Additionally, as eluded to in the Conditional Aggregates article, this simplification of operations has just helped us avoid side effects of implicit type conversion to INT here when evaluating 5 / 100 which would normally come out to be 0 in MS SQL.


Addition/Subtraction:
As above, this is straight-forward, but just remember its order is after the above arithmetic operators if no parenthesis are used and you should try to simplify when possible so that you don't have literal values acting as operands when you can do the math offline and plug in the product, quotient, sum or difference directly into the query.


Moral: Do the math; check your answer!


BONUS: Type Conversions

Consequently, it is good to note at this point, while on this train of thought (i.e., dealing with arithmetic operators), that you should take into consideration the type conversions and the order in which they occur naturally to ensure you understand their effect on your equation's results.

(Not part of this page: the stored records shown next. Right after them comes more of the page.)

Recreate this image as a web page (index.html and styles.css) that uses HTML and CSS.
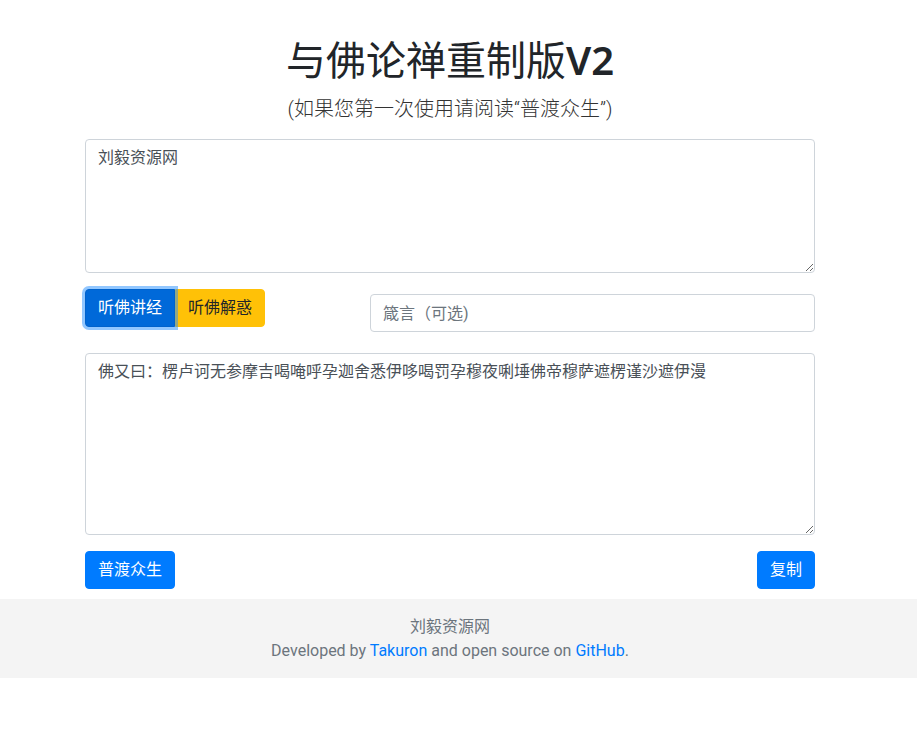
FILE: index.html
```html
<!DOCTYPE html>
<html lang="zh-CN">
<head>
<meta charset="utf-8">
<title>与佛论禅重制版V2</title>
<link rel="stylesheet" href="styles.css">
</head>
<body>
<div class="layout">
  <main class="container">
    <h1 class="title">与佛论禅重制版<span class="version">V2</span></h1>
    <p class="lead">(如果您第一次使用请阅读“普渡众生”)</p>
    <div class="form-group">
      <textarea class="form-control plain" rows="5">刘毅资源网</textarea>
    </div>
    <div class="controls">
      <div class="btn-group">
        <button class="btn btn-primary is-focused">听佛讲经</button>
        <button class="btn btn-warning">听佛解惑</button>
      </div>
      <input class="form-control key" type="text" placeholder="箴言（可选)">
    </div>
    <div class="form-group">
      <textarea class="form-control cipher">佛又曰：楞卢诃无参摩吉喝唵呼孕迦舍悉伊哆喝罚孕穆夜唎埵佛帝穆萨遮楞谨沙遮伊漫</textarea>
    </div>
    <div class="actions">
      <button class="btn btn-primary">普渡众生</button>
      <button class="btn btn-primary">复制</button>
    </div>
  </main>
</div>
<footer class="footer">
  <div class="footer-inner">
    <div>刘毅资源网</div>
    <div>Developed by <a href="#">Takuron</a> and open source on <a href="#">GitHub</a>.</div>
  </div>
</footer>
</body>
</html>
```

FILE: styles.css
```css
* { box-sizing: border-box; }

html, body {
  margin: 0;
  padding: 0;
}

body {
  font-family: Roboto, "Noto Sans CJK SC", sans-serif;
  font-size: 16px;
  line-height: 1.5;
  color: #212529;
  background: #fff;
}

.layout {
  width: 900px;
}

.container {
  width: 760px;
  margin: 0 auto;
  padding: 38px 15px 0;
}

.title {
  margin: 0 0 8px;
  height: 48px;
  font-size: 40px;
  line-height: 48px;
  font-weight: 400;
  text-align: center;
  color: #212529;
}

.version {
  font-family: "Noto Sans", sans-serif;
  font-weight: 600;
  line-height: 1;
}

.lead {
  margin: 0 0 15px;
  height: 30px;
  font-size: 20px;
  line-height: 30px;
  font-weight: 300;
  text-align: center;
  color: #333;
}

.form-group {
  margin-bottom: 16px;
}

.form-control {
  display: block;
  width: 100%;
  padding: 6px 12px;
  font-family: inherit;
  font-size: 16px;
  line-height: 24px;
  color: #495057;
  background: #fff;
  border: 1px solid #ced4da;
  border-radius: 4px;
  outline: none;
}

textarea.form-control {
  resize: vertical;
}

.plain { height: 134px; }
.cipher { height: 182px; }

.controls {
  display: flex;
  align-items: flex-start;
  justify-content: space-between;
  margin-bottom: 21px;
}

.btn-group {
  display: flex;
}

.btn {
  display: inline-block;
  height: 38px;
  padding: 6px 12px;
  font-family: inherit;
  font-size: 16px;
  line-height: 24px;
  font-weight: 400;
  border: 1px solid transparent;
  border-radius: 4px;
  cursor: pointer;
}

.btn-primary {
  color: #fff;
  background: #007bff;
  border-color: #007bff;
}

.btn-primary.is-focused {
  background: #0069d9;
  border-color: #0062cc;
  box-shadow: 0 0 0 3px rgba(38, 143, 255, 0.5);
  position: relative;
  z-index: 1;
}

.btn-warning {
  color: #212529;
  background: #ffc107;
  border-color: #ffc107;
}

.btn-group .btn:first-child {
  border-top-right-radius: 0;
  border-bottom-right-radius: 0;
}

.btn-group .btn:last-child {
  border-top-left-radius: 0;
  border-bottom-left-radius: 0;
}

.key {
  width: 445px;
  margin-top: 5px;
  height: 38px;
}

.key::placeholder {
  color: #6c757d;
}

.actions {
  display: flex;
  justify-content: space-between;
  padding-bottom: 10px;
}

.footer {
  background: #f4f4f4;
  color: #6c757d;
}

.footer-inner {
  width: 900px;
  padding: 16px 0 15px;
  text-align: center;
}

.footer-inner div {
  height: 24px;
}

.footer a {
  color: #007bff;
  text-decoration: none;
}
```
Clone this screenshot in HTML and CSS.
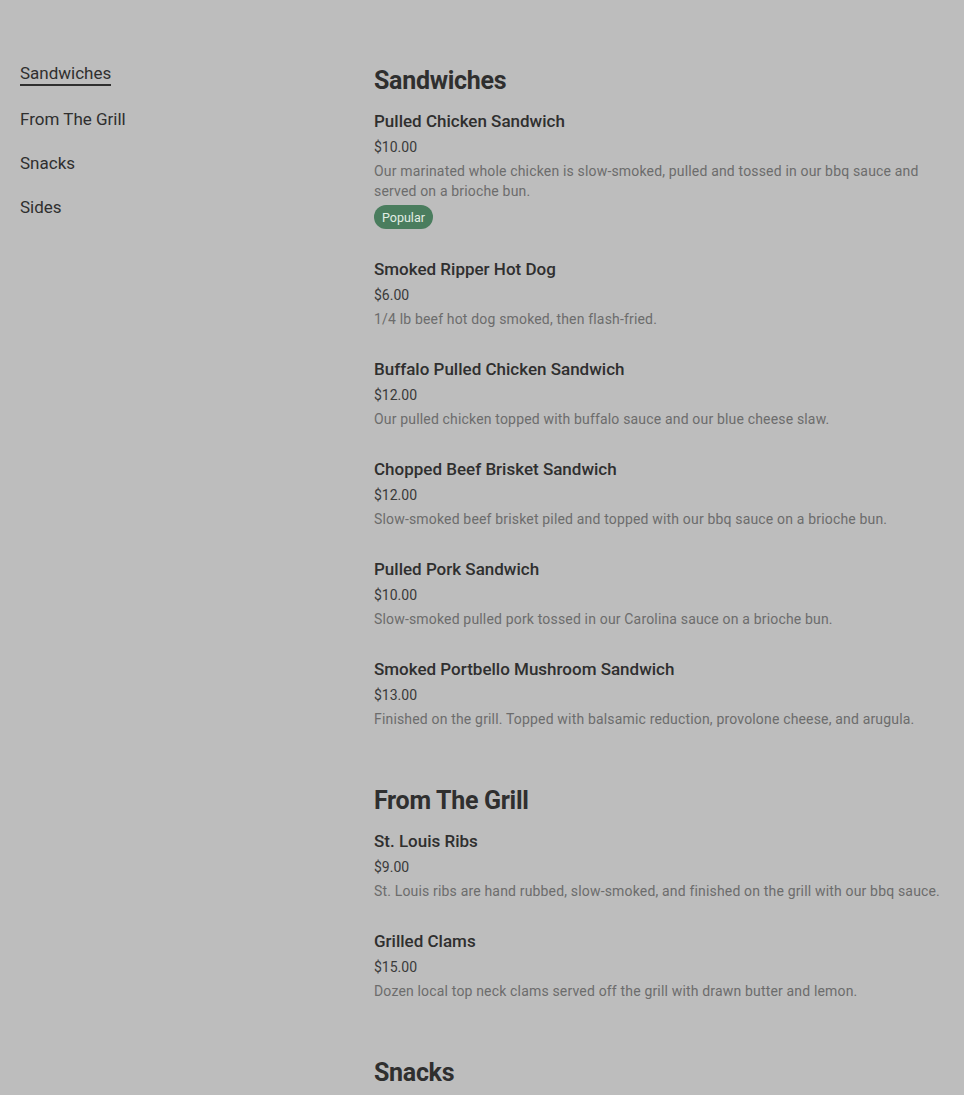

For example, note the difference in results of the same division problem from above, using explicit conversion:
convert(decimal(10,4), 5 / 100)

Open in new window

convert(decimal(10,4), 5) / 100

Open in new window


Going back to the Expressions section, the latter works since the CONVERT expression will occur first then the division by 100, changing this evaluation from the division of two Integers to normal decimal math (or from a different point of view forces an implicit conversion of the literal 100 in denominator to match the numerator). Note well that often doing these explicit conversions of operands can increase overall query performance.


BONUS: Bitwise and Logical Operations

Bitwise Operations:
Circling back to the precedence order of addition/subtraction, the bitwise operators AND (&), OR (|) and Exclusive OR (^ or XOR) fall on equal plain; therefore, the importance is these operations will occur after multiplication/division but before logical operations. This fact ensures that you can do simple things like:
select name, price, category
from products
where price > category^2;

Open in new window

Keeping in mind ^2 could have been any other operation above like *2 or +2.

Logical Operations:
2b OR NOT 2b

Open in new window

...that is the question!

The NOT will be evaluated first here and then the connecting logical operator like the OR shown here. Following this, the AND operator has precedence and then the OR and other comparative statements similar to it (e.g., LIKE, IN, BETWEEN, ANY, ALL, SOME, etc.  -- check your SQL implementation for a more complete/correct list in your system).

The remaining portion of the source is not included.